Stankey’s memo didn’t scrap the deal entirely, but it spelled it out with a few clarifications:
“Seniority? Not the deciding factor.” Promotions are about performance, not just time served.
“WFH forever? Not the default.” Flexibility is shaped by business needs.
“Job for life? Not the model.” Employment depends on market realities.
For some, spelling this out feels like breaking trust. For others, it’s refreshing to have the fine print right there in black and white. Either way, it’s a shift from reading between the lines to… just reading the lines.
Breaking the psychological contract isn’t just bad PR, it’s also bad for performance.
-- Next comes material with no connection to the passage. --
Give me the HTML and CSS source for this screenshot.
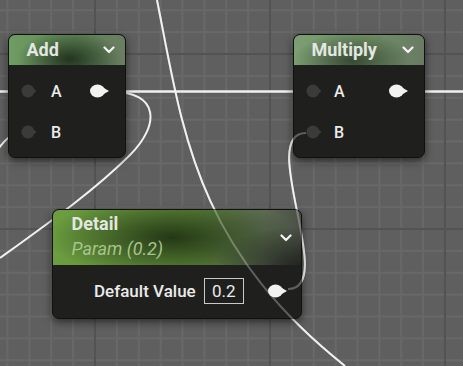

According to a meta-analysis by Zhao et al., breaches trigger:
Plummeting discretionary effort (“Why bother?” syndrome)
Spike in turnover intentions (Bal et al., 2008)
Drop in organisational citizenship behaviours (that’s the “helping each other” stuff you can’t KPI into existence).
On the flip side, employees will stomach change more easily if leaders: clearly explain why the change is happening, show that they care, and give staff a voice. In fact, research shows that transparency, when paired with genuine dialogue, can strengthen trust rather than weaken it.
The question for AT&T is: did this memo read as transparency… or as a pre-emptive “don’t get too comfortable”?
Tell the truth without torching morale.
Candour ≠ cruelty. Frame hard news with empathy (and no, a smiley face in the email doesn’t count).
Swap the promise, not just scrap it.
Can’t do job security? Then double down on career development and skill-building.
Monitor the fallout like a hawk.
Breaches can lead to disengagement faster than you can say “exit interview.” Track sentiment and act before it calcifies.
Remember: trust is a glass vase.
Once it’s cracked, no amount of “team-building” glue will hide the break. You’ve got to rebuild, not patch.
Work has always been a transaction. Putting it in bold might cut the romance, but it can also cut the guesswork. AT&T’s bet is that candour will keep the right people on board. The rest? Well, they now know exactly where the exits are.